Avatar toolbar button in Chrome provides easy access to your Google account.
- Having trouble hearing what people are saying on your screen? Live Caption brings Android’s machine learning feature to Chrome so you can read dialog without cranking your volume all the way up. Enable this Chrome flag to try out Live Caption on your device.
Live Caption automatically captures speech on your device.
Optimize Chrome for tablet mode
Google has been working hard on delivering a better tablet mode experience to Chromebooks. One of the improvements is bringing a better touch experience to Chrome. While this feature rolled out to Chromebooks in Chrome OS 86, some people still see the old, bulky design. Enable these sets of flags to make Chrome easier to use while using your Chromebook as a tablet.
WebUI tab strip brings a better tablet mode experience.
- This Chrome flag completely overhauls the Chrome UI to be more touch and gesture focused when your Chromebook is set to tablet mode. Instead of the bulky tabs that take up vertical space, the new WebUI tab strips tuck the tabs in a convenient button reminiscent of the Chrome tabs on Android.
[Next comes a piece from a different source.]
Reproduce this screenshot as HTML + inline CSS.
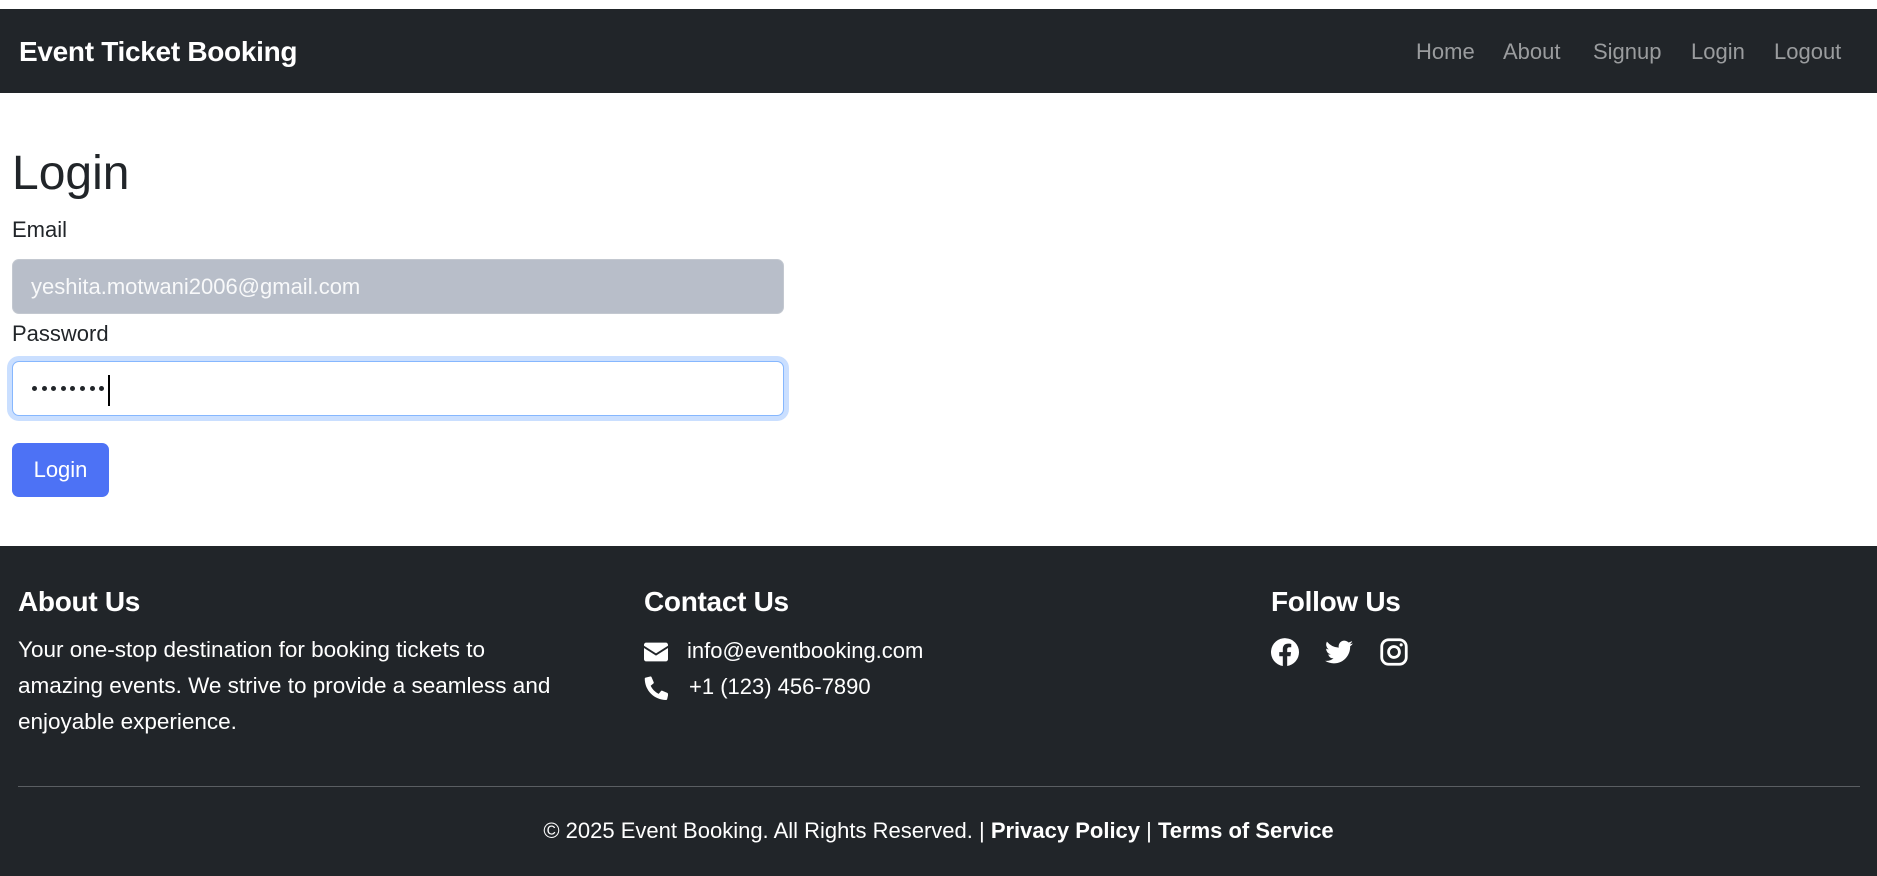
<!DOCTYPE html>
<html><head><meta charset="utf-8"><style>
*{box-sizing:border-box;margin:0;padding:0}
body{width:1877px;height:876px;overflow:hidden;background:#fff;font-family:"Liberation Sans",sans-serif;color:#212529;position:relative}
.a{position:absolute;white-space:nowrap;line-height:1}
nav{position:absolute;top:9px;left:0;width:1877px;height:84px;background:#212529}
.brand{left:19px;top:29px;font-size:28px;color:#fff;font-weight:bold;letter-spacing:-0.3px}
.nl{top:32px;font-size:22px;color:#9a9c9e}
.inp{position:absolute;left:12px;width:772px;height:55px;border-radius:7px}
footer{position:absolute;top:546px;left:0;width:1877px;height:330px;background:#212529;color:#fff}
h4{position:absolute;font-size:28px;font-weight:bold;line-height:1;color:#fff;letter-spacing:-0.3px}
.t{font-size:22px;color:#fff}
.dots{position:absolute;left:32px;top:386px;display:flex;gap:4.6px}
.dots i{display:block;width:5px;height:5px;border-radius:50%;background:#212529}
</style></head><body>
<nav>
<div class="a brand">Event Ticket Booking</div>
<div class="a nl" style="left:1416px">Home</div>
<div class="a nl" style="left:1503px">About</div>
<div class="a nl" style="left:1593px">Signup</div>
<div class="a nl" style="left:1691px">Login</div>
<div class="a nl" style="left:1774px">Logout</div>
</nav>
<div class="a" style="left:12px;top:150px;font-size:48px;font-weight:normal">Login</div>
<div class="a" style="left:12px;top:219px;font-size:22px">Email</div>
<div class="inp" style="top:259px;background:#b8bec9;border:1px solid #c3c8d0"></div>
<div class="a" style="left:31px;top:276px;font-size:22px;color:#f8f9fa">yeshita.motwani2006@gmail.com</div>
<div class="a" style="left:12px;top:323px;font-size:22px">Password</div>
<div class="inp" style="top:361px;background:#fff;border:1px solid #86b7fe;box-shadow:0 0 0 5px rgba(13,110,253,.22)"></div>
<div class="dots"><i></i><i></i><i></i><i></i><i></i><i></i><i></i><i></i></div>
<div style="position:absolute;left:108px;top:375px;width:2px;height:31px;background:#000"></div>
<div style="position:absolute;left:12px;top:443px;width:97px;height:54px;background:#4d72f5;border-radius:7px;color:#fff;font-size:22px;text-align:center;line-height:54px">Login</div>
<footer>
<h4 style="left:18px;top:42px">About Us</h4>
<div class="a t" style="left:18px;top:86px;line-height:36px;white-space:normal;width:620px;font-size:22.5px">Your one-stop destination for booking tickets to<br>amazing events. We strive to provide a seamless and<br>enjoyable experience.</div>
<h4 style="left:644px;top:42px">Contact Us</h4>
<svg style="position:absolute;left:644px;top:96px" width="24" height="20" viewBox="0 0 512 400"><path fill="#fff" d="M48 0h416c26 0 48 22 48 48v19L256 230 0 67V48C0 22 22 0 48 0zM0 114l256 163 256-163v238c0 26-22 48-48 48H48c-26 0-48-22-48-48z"/></svg>
<div class="a t" style="left:687px;top:94px">info@eventbooking.com</div>
<svg style="position:absolute;left:644px;top:130px" width="24" height="24" viewBox="0 0 512 512"><path fill="#fff" d="M497 361l-108-46c-10-4-22-1-28 7l-48 58c-75-35-136-96-171-171l58-48c9-7 11-18 7-28L161 25c-5-11-16-17-27-14L34 34C23 37 16 46 16 57c0 252 204 455 455 455 11 0 20-7 23-18l23-100c3-12-3-23-14-27z"/></svg>
<div class="a t" style="left:689px;top:130px">+1 (123) 456-7890</div>
<h4 style="left:1271px;top:42px">Follow Us</h4>
<svg style="position:absolute;left:1271px;top:92px" width="28" height="28" viewBox="0 0 16 16"><path fill="#fff" d="M16 8.05A8 8 0 1 0 6.75 16v-5.6H4.720V8.05h2.03V6.3c0-2 1.2-3.12 3.02-3.12.88 0 1.8.16 1.8.16v1.970h-1.01c-1 0-1.31.62-1.31 1.26v1.5h2.22l-.35 2.34H9.25V16A8 8 0 0 0 16 8.05z"/></svg>
<svg style="position:absolute;left:1325px;top:92px" width="28" height="28" viewBox="0 0 16 16"><path fill="#fff" d="M5.03 14.5c6.04 0 9.34-5 9.34-9.340v-.42A6.7 6.7 0 0 0 16 3.04a6.5 6.5 0 0 1-1.89.52A3.3 3.3 0 0 0 15.55 1.74a6.6 6.6 0 0 1-2.08.8A3.28 3.28 0 0 0 7.88 5.53 9.3 9.3 0 0 1 1.11 2.1a3.28 3.28 0 0 0 1.02 4.38A3.3 3.3 0 0 1 .64 6.07v.04a3.28 3.28 0 0 0 2.63 3.22 3.3 3.3 0 0 1-1.48.06 3.29 3.29 0 0 0 3.07 2.28A6.6 6.6 0 0 1 0 13.03a9.3 9.3 0 0 0 5.03 1.47z"/></svg>
<svg style="position:absolute;left:1380px;top:92px" width="28" height="28" viewBox="0 0 16 16"><rect x="1" y="1" width="14" height="14" rx="4" fill="none" stroke="#fff" stroke-width="1.6"/><circle cx="8" cy="8" r="3.1" fill="none" stroke="#fff" stroke-width="1.6"/><circle cx="12.1" cy="3.9" r=".9" fill="#fff"/></svg>
<div style="position:absolute;left:18px;top:240px;width:1842px;height:1px;background:#5a5e62"></div>
<div class="a t" style="left:0;width:1877px;text-align:center;top:274px">© 2025 Event Booking. All Rights Reserved. | <b>Privacy Policy</b> | <b>Terms of Service</b></div>
</footer>
</body></html>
Alternatively, you can swipe down from the top to reveal your tabs. Enable this flag to improve the Chrome tablet mode experience on Chrome.
- This Chrome flag brings better integration to Chrome OS by allowing you to drag tabs out of Chrome while your Chromebook is using WebUI tab strips. Enable this flag to improve the tab dragging experience.
Improve scrolling in Chrome
Does scrolling feel rough when browsing through webpages using Chrome? Thanks to the Microsoft Edge developers, the scrolling experience will be much smoother with flags. These flags should be enabled together.
- This Chrome flag changes the touch inertia in Chrome to behave similarly to Microsoft’s Edge browser. Enable it to smooth the flinging experience.
- As the next step in porting Microsoft Edge’s scrolling improvements into Chrome, the Edge developers introduce percent-based mouse scrolling. This system fixes an issue where free-floating scroll wheels (like on a Logitech MX Master) would not correctly scroll. Enable it to fix free-floating scroll on Chrome OS.
- Impulse scroll animations are a new system to change the dynamics of the scroll momentum. Enable this Chrome flag to make scrolling feel more responsive to your Chromebook.
Impulse scroll animation changes the scroll momentum. Left: with impulse scroll animation. Right: without impulse scroll animation.
Get better performance on Chrome OS
Working with a slow machine can be frustrating, especially when the battery doesn’t last very long. One of your Chromebook’s strengths is its lightweight nature, making the system feel more nimble than most. There are a few flags you can adjust to help optimize your Chromebook even further.
- Are you frustrated with how stuttery the Chrome OS launcher is on your Chromebook? Rendering blur is computationally more demanding compared to a layer that has transparency. Disable this feature flag to turn off blur in the launcher and shelf so your Chromebook will feel smoother. Keep in mind that the shelf quick settings may be slightly hard to read when opening it over a busy background.
- Although hyperthreading was switched on for a few people using an Intel-based Chromebook, it’s still disabled on some devices thanks to an MDS vulnerability with the CPU. You can manually enable hyperthreading with this Chrome flag, but Chrome OS will force it off even with this flag enabled if you launch Linux (Beta).
Improve Chrome’s performance
The Chrome web browser is designed to be agile and robust, but some people complain about its performance on their Chromebook. These sets of flags should slightly improve Chrome’s performance.
- Laggy scrolling performance while Chrome is under load? Enable this Chrome flag to move a portion of the service worker code in the browser process from the IO thread to the UI thread. This is part of a big initiative to simplify Chrome’s IO threads, which can boost performance.
- Sluggish video calling performance? Previously, the display compositor would be updating more frequently than the video stream. This Chrome flag resolves the composition rate to adjust based on the video’s actual framerate. Enable it to improve WebRTC performance while saving battery.
- Previously, media content was cached to disk during acquisition and playback. Keeping the disk active during this process increases power consumption and can prevent certain lower-power modes from being engaged in the operating system. Enable this Chrome flag to prevent caching certain media content to disk to improve users’ device battery life.
- Running into performance hitches when you have several Chrome tabs opened in tab groups? Enable this Chrome flag to optimize Chrome’s performance by sleeping the tabs inside a tab group after collapsing it.
- Running out of memory on your Chromebook? Enabling this Chrome flag will allow Chrome OS to reclaim memory from any target process when your Chromebook is low on memory. This system is better than killing apps to reclaim memory, which can cause you to lose data.
That’s about all of the useful Chrome flags I found in Chrome OS 86 that I recommend you try. I personally cannot wait for these features to roll out to everyone, and I’m excited to see Chrome OS evolving every day.